The Deep South's nastiest soybean pest is marching north, and Mississippi and Arkansas are facing their worst invasion ever.
Two warm winters followed by this year's warm spring have let invasive red-banded stinkbugs spread well beyond south Louisiana, where they've been prevalent since 2000.
It's much worse than 2009, the last time the insects were a big problem in Mississippi and Arkansas, experts say.
"There are huge numbers," said Gus Lorenz, an entomologist with the University of Arkansas extension service in Lonoke.
For instance, he said, "there were so many they had to quit harvesting" Aug. 20 in Lake Village. So many bugs were getting into the combine that grain elevators would have rejected the loads as contaminated with foreign matter, he said.
"We're finding it close to the Tennessee line," though in smaller numbers that far north than in central and south Mississippi, said Angus Catchot, an entomologist with the Mississippi State University extension service in Starkville.
Jeff Davis, an associate professor of entomology at the Louisiana State University AgCenter , said the 2009 infestation didn't continue into 2010 because a cold winter and spring killed many of the bugs, which are neotropical critters from South America.
"The only place it survived was in southern parishes of Louisiana. Since then, they've been marching their way north," he said.
And many survived the past two winters, munching on clover.
"It's a really good year ... for stink bugs," Davis said. "It's a bad year for a soybean grower."

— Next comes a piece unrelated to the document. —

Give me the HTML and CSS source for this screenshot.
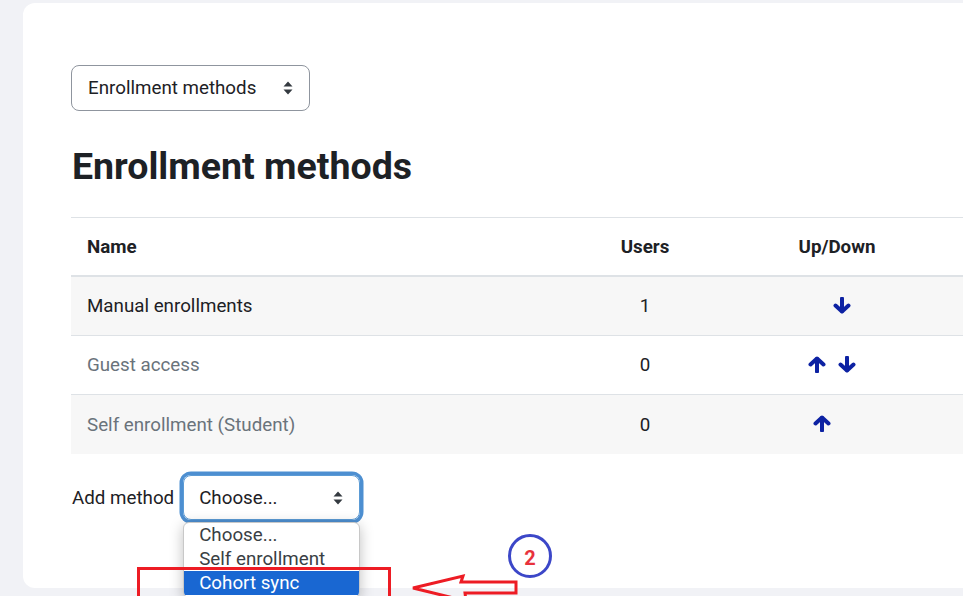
FILE: index.html
```html
<!DOCTYPE html>
<html>
<head>
<meta charset="utf-8">
<link rel="stylesheet" href="styles.css">
</head>
<body>
<div class="page">
  <div class="card">
    <div class="nav-select">
      <span>Enrollment methods</span>
      <svg class="updown-caret" width="10" height="14" viewBox="0 0 10 14"><path d="M5 0.5 L9.5 5.5 H0.5 Z M5 13.5 L9.5 8.5 H0.5 Z" fill="#343a40"/></svg>
    </div>
    <h2 class="title">Enrollment methods</h2>
    <div class="table">
      <div class="row head">
        <div class="cell name">Name</div>
        <div class="cell users">Users</div>
        <div class="cell updown">Up/Down</div>
        <div class="cell rest"></div>
      </div>
      <div class="row odd">
        <div class="cell name">Manual enrollments</div>
        <div class="cell users">1</div>
        <div class="cell updown"><span class="icons r1">
          <svg class="arrow" width="18" height="17" viewBox="0 0 18 17"><path d="M9 1.5 V14" stroke="#0d22a3" stroke-width="4" stroke-linecap="round"/><path d="M2.5 8.5 L9 14.5 L15.5 8.5" fill="none" stroke="#0d22a3" stroke-width="4" stroke-linecap="round" stroke-linejoin="round"/></svg>
        </span></div>
        <div class="cell rest"></div>
      </div>
      <div class="row even">
        <div class="cell name dim">Guest access</div>
        <div class="cell users">0</div>
        <div class="cell updown"><span class="icons r2">
          <svg class="arrow" width="18" height="17" viewBox="0 0 18 17"><path d="M9 15.5 V3" stroke="#0d22a3" stroke-width="4" stroke-linecap="round"/><path d="M2.5 8.5 L9 2.5 L15.5 8.5" fill="none" stroke="#0d22a3" stroke-width="4" stroke-linecap="round" stroke-linejoin="round"/></svg>
          <svg class="arrow" width="18" height="17" viewBox="0 0 18 17"><path d="M9 1.5 V14" stroke="#0d22a3" stroke-width="4" stroke-linecap="round"/><path d="M2.5 8.5 L9 14.5 L15.5 8.5" fill="none" stroke="#0d22a3" stroke-width="4" stroke-linecap="round" stroke-linejoin="round"/></svg>
        </span></div>
        <div class="cell rest"></div>
      </div>
      <div class="row odd last">
        <div class="cell name dim">Self enrollment (Student)</div>
        <div class="cell users">0</div>
        <div class="cell updown"><span class="icons r3">
          <svg class="arrow" width="18" height="17" viewBox="0 0 18 17"><path d="M9 15.5 V3" stroke="#0d22a3" stroke-width="4" stroke-linecap="round"/><path d="M2.5 8.5 L9 2.5 L15.5 8.5" fill="none" stroke="#0d22a3" stroke-width="4" stroke-linecap="round" stroke-linejoin="round"/></svg>
        </span></div>
        <div class="cell rest"></div>
      </div>
    </div>
    <div class="add-row">
      <span class="add-label">Add method</span>
      <div class="choose-wrap">
        <div class="choose">
          <span>Choose...</span>
          <svg class="updown-caret" width="10" height="14" viewBox="0 0 10 14"><path d="M5 0.5 L9.5 5.5 H0.5 Z M5 13.5 L9.5 8.5 H0.5 Z" fill="#343a40"/></svg>
        </div>
        <ul class="options">
          <li>Choose...</li>
          <li>Self enrollment</li>
          <li class="sel">Cohort sync</li>
        </ul>
      </div>
    </div>
  </div>
</div>
<div class="mark-box"></div>
<svg class="mark-arrow" width="120" height="40" viewBox="400 566 120 40"><polygon points="413,588 463,576 461,582 516,582 516,593 465,593 466,601" fill="none" stroke="#ed1c24" stroke-width="3" stroke-linejoin="miter"/></svg>
<div class="mark-circle"><span>2</span></div>
</body>
</html>
```

FILE: styles.css
```css
* { box-sizing: border-box; }
html, body { margin: 0; padding: 0; }
body {
  background: #f1f2f6;
  font-family: Roboto, "Liberation Sans", sans-serif;
  color: #1d2125;
  width: 963px;
  height: 596px;
  overflow: hidden;
  position: relative;
}
.page { padding: 3px 0 0 23px; }
.card {
  background: #fff;
  border-radius: 12px 0 0 12px;
  height: 585px;
  margin-right: -40px;
  padding: 62px 0 0 48px;
}
.nav-select {
  width: 239px;
  height: 46px;
  border: 1px solid #8f959e;
  border-radius: 8px;
  display: flex;
  align-items: center;
  justify-content: space-between;
  padding: 0 16px 0 16px;
  font-size: 18.75px;
  color: #1d2125;
}
.title {
  font-size: 37.5px;
  font-weight: 700;
  line-height: 45px;
  margin: 33px 0 28px 1px;
}
.table { width: 1100px; font-size: 18.75px; }
.row {
  display: grid;
  grid-template-columns: 504px 140px 244px 1fr;
  height: 59px;
  border-bottom: 1px solid #dee2e6;
  align-items: center;
}
.row.head { border-top: 1px solid #dee2e6; border-bottom: 2px solid #dee2e6; height: 60px; font-weight: 700; }
.row.odd { background: #f7f7f7; }
.row.last { border-bottom: none; }
.cell { padding: 0 16px; }
.users, .updown { text-align: center; }
.dim { color: #6a737b; }
.icons { display: inline-flex; align-items: center; gap: 12px; vertical-align: middle; position: relative; top: -2px; }
.icons.r1 { margin-left: 10px; }
.icons.r2 { margin-left: -10px; }
.icons.r3 { margin-left: -30px; }
.arrow { display: block; }
.add-row {
  display: flex;
  align-items: center;
  margin-top: 21px;
  font-size: 18.75px;
}
.add-label { margin-left: 1px; margin-right: 9px; }
.choose-wrap { position: relative; }
.choose {
  width: 177px;
  height: 45px;
  border: 1px solid #5b9bd5;
  border-radius: 8px;
  box-shadow: 0 0 0 3.5px #4d8fd1;
  display: flex;
  align-items: center;
  justify-content: space-between;
  padding: 0 16px 0 15px;
  color: #1d2125;
}
.options {
  position: absolute;
  left: 0;
  top: 47px;
  width: 177px;
  margin: 0;
  padding: 0 0 2px 0;
  list-style: none;
  background: #fff;
  border: 1px solid #c8c8c8;
  border-radius: 6px;
  box-shadow: 0 3px 14px rgba(0,0,0,0.25);
  overflow: hidden;
  z-index: 2;
}
.options li {
  height: 24px;
  line-height: 24px;
  padding-left: 15px;
  color: #3a3f44;
  white-space: nowrap;
}
.options li.sel { background: #1967d2; color: #fff; }
.mark-box {
  position: absolute;
  left: 137px;
  top: 567px;
  width: 254px;
  height: 40px;
  border: 3px solid #ed1c24;
  z-index: 3;
}
.mark-arrow { position: absolute; left: 400px; top: 566px; z-index: 3; }
.mark-circle {
  position: absolute;
  left: 508px;
  top: 534px;
  width: 44px;
  height: 44px;
  border: 3.5px solid #3c47c8;
  border-radius: 50%;
  display: flex;
  align-items: center;
  justify-content: center;
  color: #e8323c;
  font-weight: 700;
  font-size: 20px;
  z-index: 3;
}
.mark-circle span { margin-top: 3px; }
```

Arkansas is the mid-South's biggest producer, with 3.5 million acres of the beans. Mississippi has more than 2 million acres, Louisiana 1.3 million. Texas plants about 200,000 acres a year, according to the U.S. Department of Agriculture's National Agricultural Statistics Service. Farmers are finding normal to above-normal numbers of red-banded stink bugs west of Houston, but nothing like the infestations in Arkansas and Mississippi, said Mo Way, of the Texas A&M AgriLIFE Resarch Center at Beaumont.
Red-banded stink bugs are smaller but can do more damage than their native cousins.
"Their piercing, sucking mouthparts can go farther, deeper into seeds and into the pod wall," said Davis. They can also expand them into wider tubes than the local brown, green and southern green stink bugs do, slurping up more at a time. And they seem to have more aggressive enzymes in their saliva, too.
Lorenz said the critter also out-reproduces native stink bugs.
Experts recommend applying pesticide if 25 sweeps with a heavy canvas net bring up four red-banded stink bugs, compared to nine for the indigenous stink bugs.
"From Pine Bluff south, it's not uncommon to see two per sweep. ... That'd be approximately 10 to 12 times the threshold," Lorenz said.
Alabama farmers also are being warned to keep an eye out. "They love late-planted soybeans or soybeans planted behind wheat," Auburn University extension entomologist Ron Smith said in an Aug. 14 news release.
Red-banded stink bugs are not a threat yet in Georgia, said Philip Roberts, at the University of Georgia extension service .
Arkansas and Mississippi extension agents were getting so many calls that they met with Louisiana's experts for an emergency forum Aug. 17 in Stoneville, Mississippi, to tell farmers and consultants how to deal with the bugs.